P- and S-wave velocity models of shallow dry sand formations from surface wave multimodal inversion

Surficial formations composed of loose, dry granular materials constitute a challenging target for seismic characterization. They exhibit a peculiar seismic behavior, characterized by a nonlinear seismic velocity gradient with depth that follows a power-law relationship, which is a function of the effective stress. The P- and S-wave velocity profiles are then characterized by a power-law trend, and they can be defined by two power-law exponents αP;S and two power-law coefficients γP;S. In case of depth-independent Poisson’s ratio, the P-wave velocity profile can be defined using the VS power-law parameters and Poisson’s ratio. Because body wave investigation techniques (e.g., P-wave tomography) may perform ineffectively on such materials because of high attenuation, we addressed the potential of surface-wave method for a reliable seismic characterization of shallow formations of dry, uncompacted granular materials.

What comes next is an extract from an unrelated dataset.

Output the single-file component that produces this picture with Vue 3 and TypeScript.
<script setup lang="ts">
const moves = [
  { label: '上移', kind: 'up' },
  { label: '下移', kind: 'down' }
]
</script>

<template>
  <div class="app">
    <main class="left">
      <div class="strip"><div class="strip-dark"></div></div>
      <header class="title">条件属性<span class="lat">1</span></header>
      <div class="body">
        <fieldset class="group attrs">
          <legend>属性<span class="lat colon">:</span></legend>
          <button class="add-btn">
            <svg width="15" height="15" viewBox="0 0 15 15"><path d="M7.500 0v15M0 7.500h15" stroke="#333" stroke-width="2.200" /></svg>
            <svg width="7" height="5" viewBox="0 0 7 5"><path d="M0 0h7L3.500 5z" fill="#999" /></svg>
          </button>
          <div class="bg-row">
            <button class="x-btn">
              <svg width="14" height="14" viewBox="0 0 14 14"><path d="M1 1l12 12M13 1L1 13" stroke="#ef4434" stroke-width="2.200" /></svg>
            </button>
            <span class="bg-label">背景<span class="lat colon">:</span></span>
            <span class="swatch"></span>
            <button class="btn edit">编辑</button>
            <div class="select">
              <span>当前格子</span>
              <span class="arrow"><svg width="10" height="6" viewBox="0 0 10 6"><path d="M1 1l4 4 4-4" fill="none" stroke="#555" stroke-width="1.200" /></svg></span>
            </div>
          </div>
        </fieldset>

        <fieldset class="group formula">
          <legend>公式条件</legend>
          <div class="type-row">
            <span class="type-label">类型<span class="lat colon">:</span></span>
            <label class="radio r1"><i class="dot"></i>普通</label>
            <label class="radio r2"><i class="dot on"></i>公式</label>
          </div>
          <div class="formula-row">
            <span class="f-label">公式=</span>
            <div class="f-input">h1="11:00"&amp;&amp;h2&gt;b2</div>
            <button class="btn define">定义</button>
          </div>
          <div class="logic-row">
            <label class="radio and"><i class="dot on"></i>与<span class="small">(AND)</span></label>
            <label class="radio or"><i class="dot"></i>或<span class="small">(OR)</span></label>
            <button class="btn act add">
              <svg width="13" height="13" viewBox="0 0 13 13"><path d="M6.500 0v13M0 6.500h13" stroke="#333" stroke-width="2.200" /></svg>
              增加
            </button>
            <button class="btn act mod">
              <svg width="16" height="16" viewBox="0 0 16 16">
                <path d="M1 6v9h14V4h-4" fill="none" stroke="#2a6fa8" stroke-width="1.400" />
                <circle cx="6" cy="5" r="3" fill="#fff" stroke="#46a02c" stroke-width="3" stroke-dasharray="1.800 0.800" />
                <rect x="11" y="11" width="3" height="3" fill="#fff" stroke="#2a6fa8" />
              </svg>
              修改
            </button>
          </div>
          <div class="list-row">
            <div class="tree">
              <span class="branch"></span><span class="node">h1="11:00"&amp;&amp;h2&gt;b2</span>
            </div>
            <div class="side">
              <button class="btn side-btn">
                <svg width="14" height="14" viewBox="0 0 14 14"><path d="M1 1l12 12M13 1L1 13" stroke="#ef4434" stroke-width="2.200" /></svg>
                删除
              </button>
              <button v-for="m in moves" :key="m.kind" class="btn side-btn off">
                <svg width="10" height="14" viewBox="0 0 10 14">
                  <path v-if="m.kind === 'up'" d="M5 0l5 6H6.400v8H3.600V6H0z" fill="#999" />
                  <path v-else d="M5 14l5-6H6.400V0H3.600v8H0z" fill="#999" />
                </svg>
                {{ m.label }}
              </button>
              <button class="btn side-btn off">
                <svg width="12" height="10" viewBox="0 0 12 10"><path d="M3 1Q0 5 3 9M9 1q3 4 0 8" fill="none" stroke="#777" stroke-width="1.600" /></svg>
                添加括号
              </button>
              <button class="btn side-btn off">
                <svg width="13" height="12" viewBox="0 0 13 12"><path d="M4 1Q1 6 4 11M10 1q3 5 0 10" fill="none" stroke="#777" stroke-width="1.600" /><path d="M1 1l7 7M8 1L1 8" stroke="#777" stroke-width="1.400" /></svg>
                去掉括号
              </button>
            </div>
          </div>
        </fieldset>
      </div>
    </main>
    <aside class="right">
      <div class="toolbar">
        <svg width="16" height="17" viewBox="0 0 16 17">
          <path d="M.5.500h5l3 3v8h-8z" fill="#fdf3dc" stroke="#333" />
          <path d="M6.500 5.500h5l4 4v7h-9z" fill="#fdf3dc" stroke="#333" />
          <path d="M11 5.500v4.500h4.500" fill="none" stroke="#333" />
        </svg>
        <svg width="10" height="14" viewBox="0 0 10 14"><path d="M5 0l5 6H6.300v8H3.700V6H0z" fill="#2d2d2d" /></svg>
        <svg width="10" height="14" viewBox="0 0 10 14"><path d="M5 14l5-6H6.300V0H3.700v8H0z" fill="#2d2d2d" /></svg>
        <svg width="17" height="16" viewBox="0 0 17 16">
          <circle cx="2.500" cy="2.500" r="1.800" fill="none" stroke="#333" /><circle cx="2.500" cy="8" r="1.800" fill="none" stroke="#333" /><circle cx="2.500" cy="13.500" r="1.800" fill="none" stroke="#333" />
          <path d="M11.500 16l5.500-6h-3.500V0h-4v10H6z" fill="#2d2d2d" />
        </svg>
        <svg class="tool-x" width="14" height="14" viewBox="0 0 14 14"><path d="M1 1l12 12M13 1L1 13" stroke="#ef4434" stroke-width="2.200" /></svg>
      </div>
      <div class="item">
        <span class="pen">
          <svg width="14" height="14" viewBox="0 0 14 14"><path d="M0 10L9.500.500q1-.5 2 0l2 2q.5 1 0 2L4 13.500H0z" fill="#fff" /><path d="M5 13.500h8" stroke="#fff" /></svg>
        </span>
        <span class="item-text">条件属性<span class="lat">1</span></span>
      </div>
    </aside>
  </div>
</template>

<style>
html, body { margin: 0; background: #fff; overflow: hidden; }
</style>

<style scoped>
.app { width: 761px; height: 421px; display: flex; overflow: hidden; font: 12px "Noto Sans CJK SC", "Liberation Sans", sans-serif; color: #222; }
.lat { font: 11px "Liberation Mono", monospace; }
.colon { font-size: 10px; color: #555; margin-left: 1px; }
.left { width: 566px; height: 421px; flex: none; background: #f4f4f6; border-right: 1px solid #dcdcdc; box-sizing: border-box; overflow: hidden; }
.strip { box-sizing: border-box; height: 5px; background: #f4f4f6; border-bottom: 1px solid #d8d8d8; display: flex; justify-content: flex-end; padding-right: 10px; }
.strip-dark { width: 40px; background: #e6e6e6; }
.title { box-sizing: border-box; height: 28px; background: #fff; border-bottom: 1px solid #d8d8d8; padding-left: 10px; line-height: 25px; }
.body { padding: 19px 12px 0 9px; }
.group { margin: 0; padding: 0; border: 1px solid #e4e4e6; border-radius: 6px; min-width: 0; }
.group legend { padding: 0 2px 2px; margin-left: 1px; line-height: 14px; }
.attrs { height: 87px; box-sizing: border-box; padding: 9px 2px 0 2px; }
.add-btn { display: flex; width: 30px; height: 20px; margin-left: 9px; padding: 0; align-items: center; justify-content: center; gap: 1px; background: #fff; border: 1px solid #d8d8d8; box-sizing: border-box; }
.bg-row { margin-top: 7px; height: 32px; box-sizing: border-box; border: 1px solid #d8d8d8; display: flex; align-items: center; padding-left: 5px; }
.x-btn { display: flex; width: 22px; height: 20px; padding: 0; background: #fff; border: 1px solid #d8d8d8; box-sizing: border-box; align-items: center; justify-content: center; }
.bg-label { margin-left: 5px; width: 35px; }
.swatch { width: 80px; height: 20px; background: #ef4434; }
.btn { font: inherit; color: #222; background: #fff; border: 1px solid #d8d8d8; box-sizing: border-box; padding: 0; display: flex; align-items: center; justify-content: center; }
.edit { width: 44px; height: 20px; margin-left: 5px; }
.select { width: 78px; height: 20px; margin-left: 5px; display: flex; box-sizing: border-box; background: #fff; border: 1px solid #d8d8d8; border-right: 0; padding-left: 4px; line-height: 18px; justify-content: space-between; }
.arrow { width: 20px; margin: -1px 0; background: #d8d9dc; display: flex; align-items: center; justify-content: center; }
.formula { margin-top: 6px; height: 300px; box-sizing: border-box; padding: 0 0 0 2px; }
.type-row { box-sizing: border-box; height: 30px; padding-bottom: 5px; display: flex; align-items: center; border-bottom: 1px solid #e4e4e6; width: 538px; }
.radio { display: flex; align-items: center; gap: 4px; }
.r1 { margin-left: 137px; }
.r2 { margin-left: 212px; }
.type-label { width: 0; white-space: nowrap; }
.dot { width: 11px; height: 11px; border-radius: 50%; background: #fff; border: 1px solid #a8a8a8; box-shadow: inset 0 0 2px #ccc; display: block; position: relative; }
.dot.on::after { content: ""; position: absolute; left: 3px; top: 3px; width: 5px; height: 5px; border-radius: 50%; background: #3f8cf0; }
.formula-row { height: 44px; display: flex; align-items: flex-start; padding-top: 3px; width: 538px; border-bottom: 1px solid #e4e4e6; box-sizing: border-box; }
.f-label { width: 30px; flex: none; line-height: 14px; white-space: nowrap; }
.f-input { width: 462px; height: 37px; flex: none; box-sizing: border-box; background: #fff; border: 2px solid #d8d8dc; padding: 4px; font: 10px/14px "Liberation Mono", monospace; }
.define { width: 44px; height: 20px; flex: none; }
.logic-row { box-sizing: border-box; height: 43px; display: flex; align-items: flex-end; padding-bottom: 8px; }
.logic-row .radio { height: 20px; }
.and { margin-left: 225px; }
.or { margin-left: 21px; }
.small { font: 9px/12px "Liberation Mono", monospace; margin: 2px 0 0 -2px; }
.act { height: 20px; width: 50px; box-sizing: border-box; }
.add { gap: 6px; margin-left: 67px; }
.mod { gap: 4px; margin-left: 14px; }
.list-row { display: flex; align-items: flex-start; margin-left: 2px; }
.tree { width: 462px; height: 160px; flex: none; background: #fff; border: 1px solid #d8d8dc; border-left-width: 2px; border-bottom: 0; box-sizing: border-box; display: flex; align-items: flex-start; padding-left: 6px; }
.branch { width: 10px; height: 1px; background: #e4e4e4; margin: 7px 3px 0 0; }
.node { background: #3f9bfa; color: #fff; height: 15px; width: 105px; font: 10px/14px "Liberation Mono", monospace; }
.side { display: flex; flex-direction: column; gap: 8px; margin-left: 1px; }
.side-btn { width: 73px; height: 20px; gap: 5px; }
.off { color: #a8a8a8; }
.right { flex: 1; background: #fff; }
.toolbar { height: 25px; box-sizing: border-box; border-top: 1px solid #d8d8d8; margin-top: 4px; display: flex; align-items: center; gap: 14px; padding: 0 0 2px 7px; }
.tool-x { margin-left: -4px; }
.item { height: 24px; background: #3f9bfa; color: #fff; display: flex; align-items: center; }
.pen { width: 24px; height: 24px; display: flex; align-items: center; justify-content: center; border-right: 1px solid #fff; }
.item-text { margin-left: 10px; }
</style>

We took into account the dependence of seismic wave velocity on effective pressure and performed a multimodal inversion of surface-wave data, which allowed the VS and VP profiles to be retrieved. The method requires the selection of multimodal dispersion curve points referring to surface-wave frequency components traveling within the granular media formation and their inversion for the S-wave power-law parameters and Poisson’s ratio.We have tested our method on a synthetic dispersion curve and applied it to a real data set. In both cases, the surficial layer was made of loose dry sand. The test on the synthetic data set confirmed the reliability of the proposed procedure because the thickness and the VS, VP profiles of the sand layer were correctly estimated. For the real data, the outcomes were validated by other geophysical measurements conducted at the same site and they were in agreement with similar studies regarding loose sand formations.